Using Generic Type Variables as Operands

Finally, it should be noted that there are a lot of issues about using operators with generic type operands. In Chapter 5, I talked about C# and how it handles its primitive types: Byte, Int16, Int32, Int64, Decimal, and so on. In particular, I mentioned that C# knows how to interpret operators (such as +, -, *, and /) when applied to the primitive types. Well, these operators can’t be applied to variables of a generic type because the compiler doesn’t know the type at compile time. This means that you can’t use any of these operators with variables of a generic type. So it is impossible to write a mathematical algorithm that works on an arbitrary numeric data type. Here is an example of a generic method that I’d like to write:

private static T Sum<T>(T num) where T : struct {

T sum = default(T) ;

for (T n = default(T) ; n < num ; n++)

sum += n;

return sum;

}

I’ve done everything possible to try to get this method to compile. I’ve constrained T to struct, and I’m using default(T) to initialize sum and n to 0. But when I compile this code, I get the following three errors:

§ error CS0019: Operator ‘<’ cannot be applied to operands of type ‘T’ and ‘T’

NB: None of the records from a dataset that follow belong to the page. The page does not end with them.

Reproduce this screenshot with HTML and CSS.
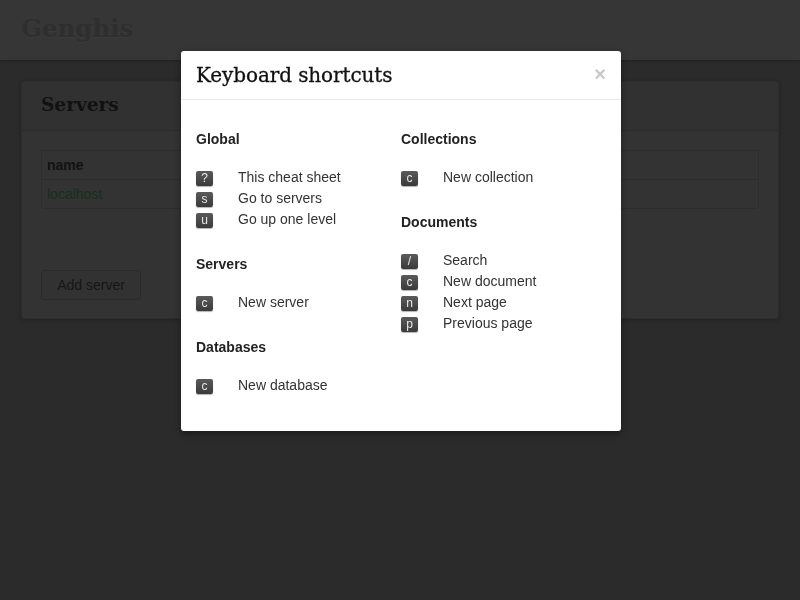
FILE: index.html
```html
<!DOCTYPE html>
<html>
<head>
<meta charset="utf-8">
<link rel="stylesheet" href="styles.css">
</head>
<body>
<header class="topbar">
  <div class="brand">Genghis</div>
</header>
<main class="page">
  <section class="card">
    <div class="card-head"><h2>Servers</h2></div>
    <div class="card-body">
      <table class="servers">
        <thead><tr><th>name</th></tr></thead>
        <tbody><tr><td><span class="link">localhost</span></td></tr></tbody>
      </table>
      <button class="btn">Add server</button>
    </div>
  </section>
</main>

<div class="modal">
  <div class="modal-head">
    <h3>Keyboard shortcuts</h3>
    <span class="close">×</span>
  </div>
  <div class="modal-body">
    <div class="col">
      <div class="group">
        <h4>Global</h4>
        <div class="row"><kbd>?</kbd><span>This cheat sheet</span></div>
        <div class="row"><kbd>s</kbd><span>Go to servers</span></div>
        <div class="row"><kbd>u</kbd><span>Go up one level</span></div>
      </div>
      <div class="group">
        <h4>Servers</h4>
        <div class="row"><kbd>c</kbd><span>New server</span></div>
      </div>
      <div class="group">
        <h4>Databases</h4>
        <div class="row"><kbd>c</kbd><span>New database</span></div>
      </div>
    </div>
    <div class="col">
      <div class="group">
        <h4>Collections</h4>
        <div class="row"><kbd>c</kbd><span>New collection</span></div>
      </div>
      <div class="group">
        <h4>Documents</h4>
        <div class="row"><kbd>/</kbd><span>Search</span></div>
        <div class="row"><kbd>c</kbd><span>New document</span></div>
        <div class="row"><kbd>n</kbd><span>Next page</span></div>
        <div class="row"><kbd>p</kbd><span>Previous page</span></div>
      </div>
    </div>
  </div>
</div>
</body>
</html>
```

FILE: styles.css
```css
html, body {
  margin: 0;
  padding: 0;
  height: 100%;
}
body {
  background: #2b2b2b;
  font-family: "Liberation Sans", Arial, sans-serif;
  font-size: 14px;
  color: #333;
}
.topbar {
  height: 60px;
  background: #363636;
  box-shadow: 0 1px 3px rgba(0,0,0,0.25);
  box-sizing: border-box;
  padding: 14px 0 0 21px;
}
.brand {
  font-family: "DejaVu Serif", serif;
  font-weight: bold;
  font-size: 24.5px;
  line-height: 30px;
  color: #2e2e2e;
  text-shadow: 0 1px 0 #3b3b3b;
}
.page {
  padding: 21px 21px 0 21px;
}
.card {
  background: #333;
  border: 1px solid #2d2d2d;
  border-radius: 3px;
  box-shadow: 0 1px 4px rgba(0,0,0,0.25);
  height: 238px;
  box-sizing: border-box;
}
.card-head {
  height: 49px;
  border-bottom: 1px solid #2b2b2b;
  background: #313131;
  padding: 0 19px;
  box-sizing: border-box;
}
.card-head h2 {
  margin: 0;
  font-family: "DejaVu Serif", serif;
  font-weight: bold;
  font-size: 18.5px;
  line-height: 46px;
  color: #111;
}
.card-body {
  padding: 19px 19px 0 19px;
}
.servers {
  width: 100%;
  border-collapse: separate;
  border-spacing: 0;
  border: 1px solid #2d2d2d;
  border-radius: 3px;
}
.servers th {
  text-align: left;
  font-weight: bold;
  color: #121212;
  height: 28px;
  padding: 0 5px;
  border-bottom: 1px solid #2d2d2d;
}
.servers td {
  height: 28px;
  padding: 0 5px;
}
.link {
  color: #163018;
}
.btn {
  margin-top: 61px;
  width: 100px;
  height: 30px;
  background: #323232;
  border: 1px solid #2a2a2a;
  border-radius: 3px;
  font-family: "Liberation Sans", Arial, sans-serif;
  font-size: 14px;
  color: #161616;
  padding: 0;
}

.modal {
  position: fixed;
  left: 181px;
  top: 51px;
  width: 440px;
  background: #fff;
  border-radius: 3px;
  box-shadow: 0 3px 7px rgba(0,0,0,0.4);
}
.modal-head {
  height: 48px;
  border-bottom: 1px solid #e8e8e8;
  display: flex;
  align-items: center;
  justify-content: space-between;
  padding: 0 15px;
}
.modal-head h3 {
  margin: 0;
  font-family: "DejaVu Serif", serif;
  font-weight: normal;
  font-size: 20px;
  color: #111;
  letter-spacing: -0.1px;
  -webkit-text-stroke: 0.3px #111;
}
.close {
  font-size: 20px;
  font-weight: bold;
  color: #c8c8c8;
  line-height: 20px;
  margin-top: -2px;
}
.modal-body {
  display: flex;
  padding: 29px 15px 36px 15px;
}
.col {
  width: 205px;
  display: flex;
  flex-direction: column;
  gap: 25px;
}
.group h4 {
  margin: 0 0 17px 0;
  font-size: 14px;
  line-height: 20px;
  font-weight: bold;
  color: #222;
}
.row {
  display: flex;
  align-items: center;
  height: 21px;
  color: #333;
}
kbd {
  display: inline-block;
  width: 17px;
  height: 15px;
  margin-top: 3px;
  box-sizing: border-box;
  background: linear-gradient(#5a5a5a, #3a3a3a);
  border-radius: 2px;
  box-shadow: 0 1px 1px rgba(0,0,0,0.3);
  color: #e8e8e8;
  font-family: "Liberation Sans", Arial, sans-serif;
  font-size: 12px;
  line-height: 15px;
  text-align: center;
  margin-right: 25px;
}
```
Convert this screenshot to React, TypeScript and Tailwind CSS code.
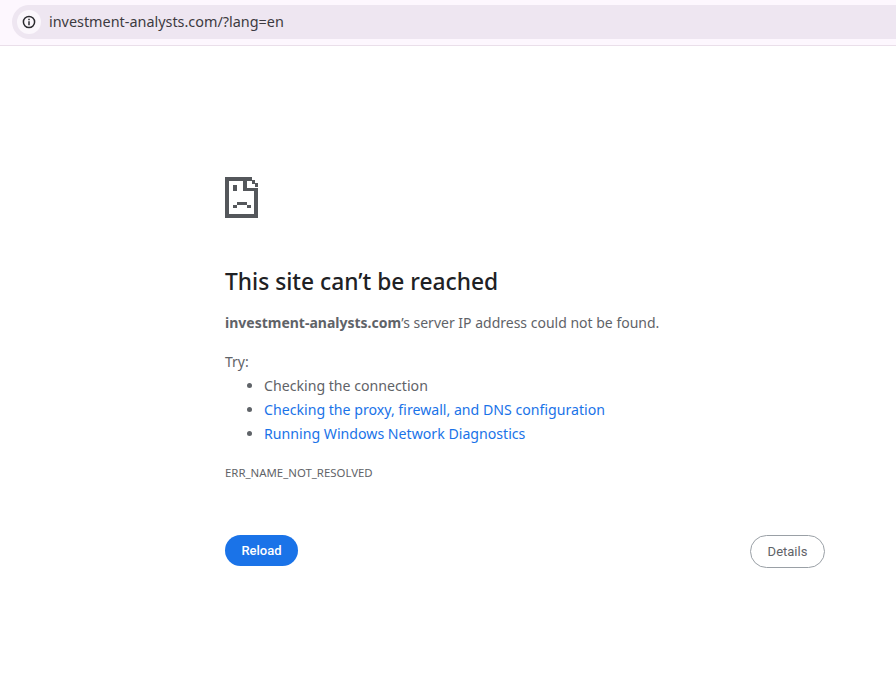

§ error CS0023: Operator ‘++’ cannot be applied to operand of type ‘T’

§ error CS0019: Operator ‘+=’ cannot be applied to operands of type ‘T’ and ‘T’

This is a severe limitation on the CLR’s generic support, and many developers (especially in the scientific, financial, and mathematical world) are very disappointed by this limitation. Many people have tried to come up with techniques to work around this limitation by using reflection (seeChapter 23), the dynamic primitive type (see Chapter 5), operator overloading, and so on. But all of these cause a severe performance penalty or hurt readability of the code substantially. Hopefully, this is an area that Microsoft will address in a future version of the CLR and the compilers.


[9] The where clause will be explained in the Verifiability and Constraints section later in this chapter.